PROVIDED MATERIAL:
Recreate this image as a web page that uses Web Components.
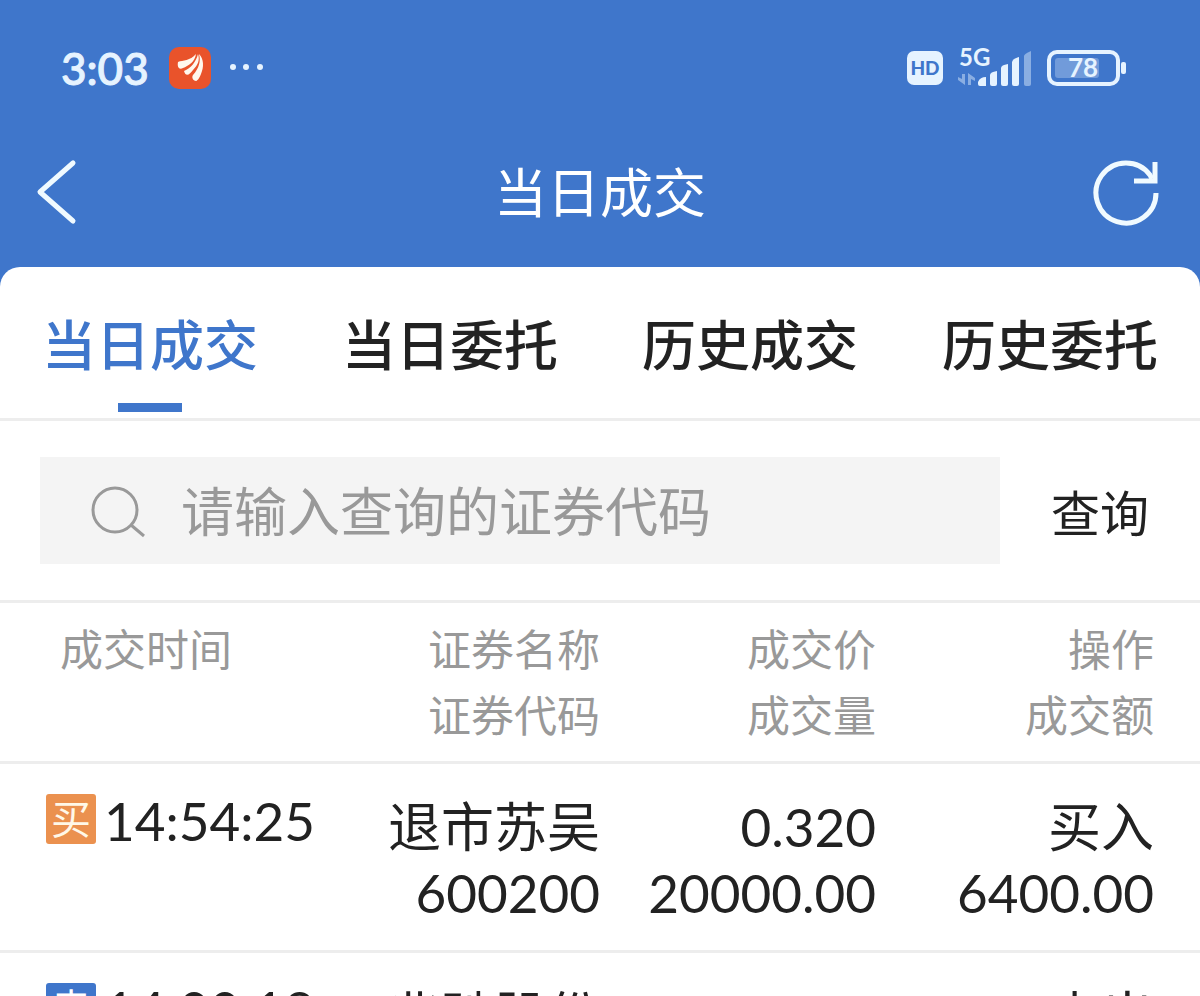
<!DOCTYPE html>
<html lang="zh-CN">
<head>
<meta charset="utf-8">
<meta name="viewport" content="width=device-width, initial-scale=1">
<title>当日成交</title>
<style>
  :root {
    --brand: #3f76cb;
    --text: #222;
    --muted: #999;
    --line: #ededed;
    --field: #f4f4f4;
    --ice: #e6f3ff;
  }

  body {
    background: var(--brand);
    color: var(--text);
    font-family: Lato, "Noto Sans CJK SC", sans-serif;
    margin: 0;
  }
</style>
</head>
<body>
<trade-app>
  <status-bar slot="top" time="3:03" battery="78"></status-bar>
  <nav-bar slot="top">当日成交</nav-bar>
  <tab-bar>
    <tab-item active>当日成交</tab-item>
    <tab-item>当日委托</tab-item>
    <tab-item>历史成交</tab-item>
    <tab-item>历史委托</tab-item>
  </tab-bar>
  <search-bar placeholder="请输入查询的证券代码">查询</search-bar>
  <trade-table></trade-table>
</trade-app>

<script>
const define = (name, render) => customElements.define(name, class extends HTMLElement {
  connectedCallback() {
    if (this.shadowRoot) return
    this.attachShadow({ mode: 'open' }).innerHTML = render(this)
  }
})

define('trade-app', () => `
  <style>
    :host {
      display: flex;
      flex-direction: column;
      height: 100vh;
      overflow: hidden;
    }

    main {
      background: #fff;
      border-radius: 20px 20px 0 0;
      flex: 1;
      margin-top: 17px;
      min-height: 0;
      overflow: hidden;
    }
  </style>

  <slot name="top"></slot>
  <main><slot></slot></main>
`)

define('status-bar', (el) => `
  <style>
    :host {
      align-items: center;
      box-sizing: border-box;
      color: var(--ice);
      display: flex;
      flex: none;
      height: 136px;
      justify-content: space-between;
      padding: 0 74px 0 61px;
    }

    div {
      align-items: center;
      display: flex;
    }

    .left {
      gap: 20px;
    }

    .right {
      gap: 14px;
    }

    time {
      font-size: 44px;
      font-weight: 500;
      -webkit-text-stroke: 1px;
    }

    svg {
      display: block;
      fill: currentColor;
      overflow: visible;
    }

    text {
      font-weight: 700;
    }

    .hd {
      font-weight: 900;
    }
  </style>

  <div class="left">
    <time>${el.getAttribute('time')}</time>
    <svg width="98" height="42" viewBox="0 0 98 42" aria-hidden="true">
      <rect width="42" height="42" rx="10" fill="#e9532b"/>
      <g fill="#fff8ee">
        <path d="M9 15C14 13 21 14 27 7C26 15 19 19 14 21C10 23 8 20 9 15Z"/>
        <path d="M15 24C22 21 27 15 29 7C31 13 29 18 24 23C21 27 17 31 15 24Z"/>
        <path d="M24 28C30 21 32 14 30 7C35 12 35 20 32 27C30 32 28 34 27 34C25 34 22 31 24 28Z"/>
      </g>
      <circle cx="64" cy="20" r="3"/>
      <circle cx="77" cy="20" r="3"/>
      <circle cx="91" cy="20" r="3"/>
    </svg>
  </div>

  <div class="right">
    <svg width="36" height="34" viewBox="0 0 36 34">
      <rect width="36" height="34" rx="7"/>
      <text class="hd" x="18" y="24" text-anchor="middle" font-size="19" fill="#3f76cb">HD</text>
    </svg>
    <svg width="75" height="40" viewBox="0 0 75 40">
      <text x="2" y="18" font-size="24">5G</text>
      <g opacity=".45">
        <path d="M5 26h3v11L1 32V29l4 2z"/>
        <path d="M11 37h3v-6l4 2V30L11 25z"/>
        <path d="M67 8Q67 6 74 3V36Q74 38 72 38H69Q67 38 67 36Z"/>
      </g>
      <path d="M21 34Q23 29 29 29V38H23Q21 38 21 36Z"/>
      <path d="M33 27Q33 24 40 23V36Q40 38 38 38H35Q33 38 33 36Z"/>
      <path d="M44 20Q44 17 51 16V36Q51 38 49 38H46Q44 38 44 36Z"/>
      <path d="M55 14Q56 11 62 9V36Q62 38 60 38H57Q55 38 55 36Z"/>
    </svg>
    <svg width="80" height="36" viewBox="0 0 80 36">
      <rect x="3" y="2" width="69" height="32" rx="8" fill="none" stroke="currentColor" stroke-width="4"/>
      <rect x="9" y="8" width="44" height="20" rx="3" opacity=".3"/>
      <rect x="75" y="12" width="5" height="12" rx="2"/>
      <text x="37" y="27" text-anchor="middle" font-size="26">${el.getAttribute('battery')}</text>
    </svg>
  </div>
`)

define('nav-bar', () => `
  <style>
    :host {
      align-items: center;
      color: #fff;
      display: grid;
      flex: none;
      grid-template-columns: 1fr auto 1fr;
      height: 114px;
      padding: 0 36px;
    }

    h1 {
      font-size: 53px;
      font-weight: 400;
      line-height: 64px;
      margin: 0;
    }

    button {
      background: none;
      border: 0;
      color: #f0faff;
      padding: 0;
    }

    button:last-child {
      justify-self: end;
    }

    button:first-child {
      justify-self: start;
    }

    svg {
      display: block;
      fill: none;
      stroke: currentColor;
      stroke-width: 5;
    }
  </style>

  <button type="button" aria-label="返回">
    <svg width="42" height="68" viewBox="0 0 42 68"><path d="M37 4L4 33L37 62" stroke-linecap="round" stroke-linejoin="round"/></svg>
  </button>
  <h1><slot></slot></h1>
  <button type="button" aria-label="刷新">
    <svg width="72" height="68" viewBox="0 0 72 68">
      <path d="M64 34A30 30 0 1 1 58 16L60 20"/>
      <path d="M63 3V22H42"/>
    </svg>
  </button>
`)

define('tab-bar', () => `
  <style>
    :host {
      border-bottom: 3px solid var(--line);
      display: grid;
      grid-auto-columns: 1fr;
      grid-auto-flow: column;
      height: 151px;
    }
  </style>

  <slot></slot>
`)

define('tab-item', () => `
  <style>
    :host {
      display: flex;
    }

    button {
      align-items: center;
      background: none;
      border: 0;
      color: inherit;
      display: flex;
      flex: 1;
      flex-direction: column;
      font: inherit;
      font-size: 54px;
      font-weight: 500;
      justify-content: space-between;
      line-height: 64px;
      padding: 47px 0 6px;
      white-space: nowrap;
    }

    :host([active]) button {
      color: var(--brand);
    }

    :host([active]) button:after {
      background: var(--brand);
      content: '';
      height: 9px;
      width: 64px;
    }
  </style>

  <button type="button"><slot></slot></button>
`)

define('search-bar', (el) => `
  <style>
    :host {
      display: block;
    }

    form {
      align-items: center;
      border-bottom: 3px solid var(--line);
      display: flex;
      padding: 36px 0 36px 40px;
    }

    label {
      align-items: center;
      background: var(--field);
      display: flex;
      flex: 1;
      gap: 33px;
      height: 107px;
      min-width: 0;
      padding-left: 50px;
    }

    svg {
      fill: none;
      flex: none;
      stroke: var(--muted);
      stroke-width: 3;
    }

    input {
      background: none;
      border: 0;
      color: inherit;
      flex: 1;
      font: inherit;
      font-size: 53px;
      height: 80px;
      min-width: 0;
      outline: 0;
      padding: 2px 0 0;
    }

    input::placeholder {
      color: var(--muted);
      opacity: 1;
    }

    button {
      background: none;
      border: 0;
      color: inherit;
      font: inherit;
      font-size: 49px;
      padding: 0;
      width: 200px;
    }
  </style>

  <form>
    <label>
      <svg width="58" height="54" viewBox="0 0 58 54" aria-hidden="true">
        <circle cx="25" cy="26" r="22"/>
        <path d="M41 41L54 52"/>
      </svg>
      <input type="text" aria-label="${el.getAttribute('placeholder')}" placeholder="${el.getAttribute('placeholder')}">
    </label>
    <button type="button"><slot></slot></button>
  </form>
`)

define('side-badge', () => `
  <style>
    :host {
      background: #eb914f;
      border-radius: 3px;
      color: #fff8e8;
      display: block;
      flex: none;
      font-size: 40px;
      height: 50px;
      line-height: 50px;
      text-align: center;
      width: 50px;
    }

    :host([side="sell"]) {
      background: var(--brand);
      color: #fff;
    }
  </style>

  <slot></slot>
`)

const trades = [
  { side: 'buy', mark: '买', time: '14:54:25', name: '退市苏吴', code: '600200', price: '0.320', volume: '20000.00', action: '买入', amount: '6400.00' },
  { side: 'sell', mark: '卖', time: '14:00:18', name: '兆驰股份', price: '8.210', action: '卖出' }
]

const cell = (first, second = '') => `<td>${first}<br>${second}</td>`

const row = (trade) => `
  <tr>
    <td>
      <div>
        <side-badge side="${trade.side}">${trade.mark}</side-badge>
        <time>${trade.time}</time>
      </div>
    </td>
    ${cell(trade.name, trade.code)}
    ${cell(trade.price, trade.volume)}
    ${cell(trade.action, trade.amount)}
  </tr>
`

define('trade-table', () => `
  <style>
    :host {
      display: block;
    }

    table {
      border-collapse: collapse;
      table-layout: fixed;
      width: 100%;
    }

    th, td {
      border-bottom: 3px solid var(--line);
      box-sizing: border-box;
      line-height: 66px;
      text-align: right;
      vertical-align: top;
      white-space: nowrap;
    }

    th {
      color: var(--muted);
      font-size: 43px;
      font-weight: 400;
      padding: 14px 0 12px;
    }

    td {
      font-size: 53px;
      padding: 30px 0 24px;
    }

    th:first-child {
      padding-left: 60px;
      text-align: left;
    }

    th:last-child, td:last-child {
      padding-right: 46px;
    }

    td:first-child {
      padding-left: 46px;
    }

    div {
      align-items: center;
      display: flex;
      gap: 8px;
      height: 50px;
    }

    time {
      padding-top: 4px;
    }
  </style>

  <table>
    <colgroup>
      <col style="width: 28%">
      <col style="width: 22%">
      <col style="width: 23%">
      <col style="width: 27%">
    </colgroup>
    <thead>
      <tr>
        <th scope="col">成交时间</th>
        <th scope="col">证券名称<br>证券代码</th>
        <th scope="col">成交价<br>成交量</th>
        <th scope="col">操作<br>成交额</th>
      </tr>
    </thead>
    <tbody>${trades.map(row).join('')}</tbody>
  </table>
`)
</script>
</body>
</html>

REQUIREMENT: Every line in the data above that contains "this" needs to be copied.

REPLY:
Recreate this image as a web page that uses Web Components.
    if (this.shadowRoot) return
    this.attachShadow({ mode: 'open' }).innerHTML = render(this)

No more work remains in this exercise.